Millennials are also looking to their heritage as a means of reinforcing their commitment to the core values of marriage.  Rebecca Edell Epstein, an NYC-based event planner and Millennial bride, chose to pay homage to her family's history by getting married with the same platinum engagement ring that was worn by her great-grandmother generations ago. Her grandmother, a Holocaust survivor, received the engagement ring from her own mother, Epstein's great grandmother, before being separated from her family and placed in a concentration camp.

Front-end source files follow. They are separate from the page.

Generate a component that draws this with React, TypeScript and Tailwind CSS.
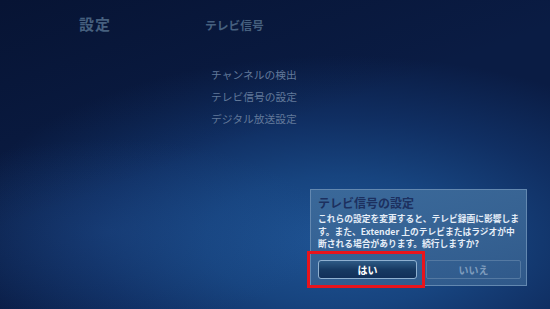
export default function App() {
  const jp = { fontFamily: '"Noto Sans CJK JP", "Noto Sans", sans-serif' };

  return (
    <div
      className="relative w-[550px] h-[309px] overflow-hidden bg-[radial-gradient(ellipse_70%_60%_at_62%_78%,#1f5494_0%,#17447f_35%,#102f63_65%,#0a1c44_100%)]"
      style={jp}
    >
      <div className="absolute inset-0 bg-[linear-gradient(160deg,rgba(4,12,36,0.5)_0%,rgba(4,12,36,0)_45%)]" />
      <div className="absolute inset-0 bg-[radial-gradient(ellipse_40%_30%_at_20%_75%,rgba(40,90,160,0.25)_0%,rgba(40,90,160,0)_100%)]" />

      <div className="relative flex flex-col h-full">
        {/* header */}
        <div className="flex items-baseline pt-[16px]">
          <div className="ml-[79px] w-[126px] text-[15px] font-bold text-[#46607f] leading-none tracking-[1px]">設定</div>
          <div className="text-[11.75px] font-bold text-[#46607f] leading-none">テレビ信号</div>
        </div>

        {/* menu */}
        <div className="ml-[211px] mt-[37px] flex flex-col gap-[9px] text-[10.75px] text-[#62799a] leading-[13px]">
          <div>チャンネルの検出</div>
          <div>テレビ信号の設定</div>
          <div>デジタル放送設定</div>
        </div>
      </div>

      {/* dialog */}
      <div className="absolute left-[310px] top-[189px] w-[217px] h-[97px] border border-[#6388b0] bg-[linear-gradient(180deg,rgba(66,112,158,0.8)_0%,rgba(56,98,145,0.78)_100%)] pl-[7px] pt-[5px]">
        <div className="text-[12px] font-bold text-[#1c305f] leading-[16px]">テレビ信号の設定</div>
        <div className="mt-[2px] text-[8.75px] font-bold text-[#e6eef8] leading-[12.5px] whitespace-nowrap">
          <div>これらの設定を変更すると、テレビ録画に影響しま</div>
          <div>す。また、Extender 上のテレビまたはラジオが中</div>
          <div>断される場合があります。続行しますか?</div>
        </div>
        <div className="mt-[9px] flex gap-[9px]">
          <div className="w-[99px] h-[19px] rounded-[3px] border border-[#8fb0d0] bg-[linear-gradient(180deg,#2e5a85_0%,#173a63_50%,#12305a_100%)] flex items-center justify-center text-[10px] font-bold text-white">
            はい
          </div>
          <div className="w-[95px] h-[19px] rounded-[2px] border border-[#5479a2] flex items-center justify-center text-[10px] font-bold text-[#7f9cbd]">
            いいえ
          </div>
        </div>
      </div>

      {/* highlight */}
      <div className="absolute left-[307px] top-[251px] w-[118px] h-[37px] border-[3px] border-[#e8141c]" />
    </div>
  );
}
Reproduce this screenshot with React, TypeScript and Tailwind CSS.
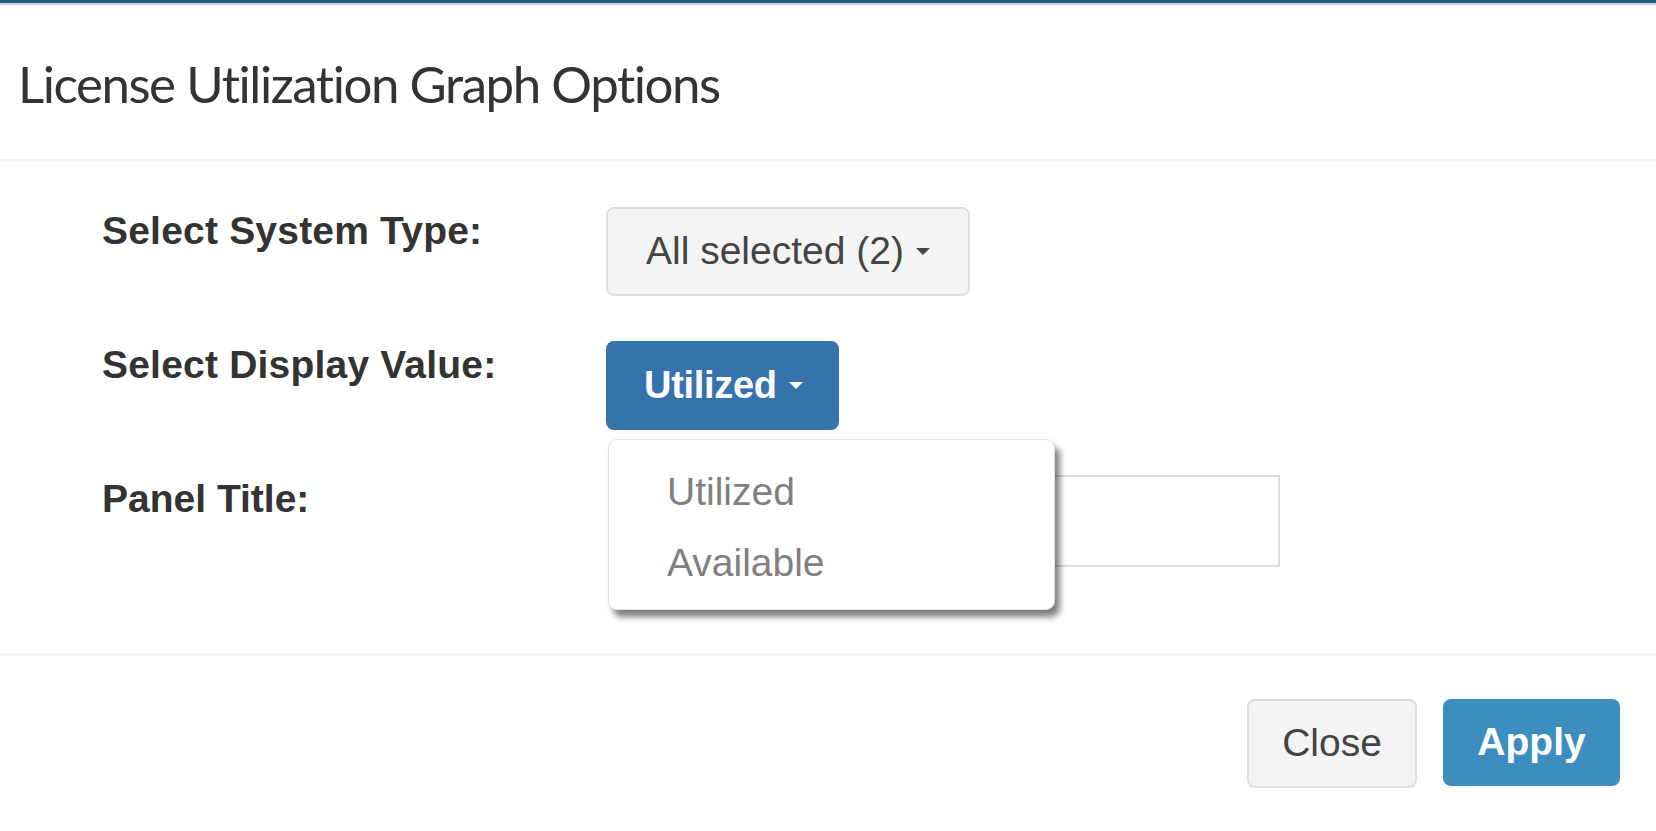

She wore the ring throughout her own marriage, and eventually gifted it to Epstein and her husband, Adam, when they decided to start their new life together.  With a setting in platinum, the most durable of all precious metals, the ring has withstood several generations and life experiences, serving as a daily reminder of the importance of love and family.  "My engagement ring tells my family's stories of love, loss, survival and new beginnings," said Epstein.  "Knowing that it has been passed down from previous generations carrying such amazing stories - and that it will continue to transcend to future generations carrying new stories of my family's love, life and new beginnings - makes it beyond priceless in value and beauty."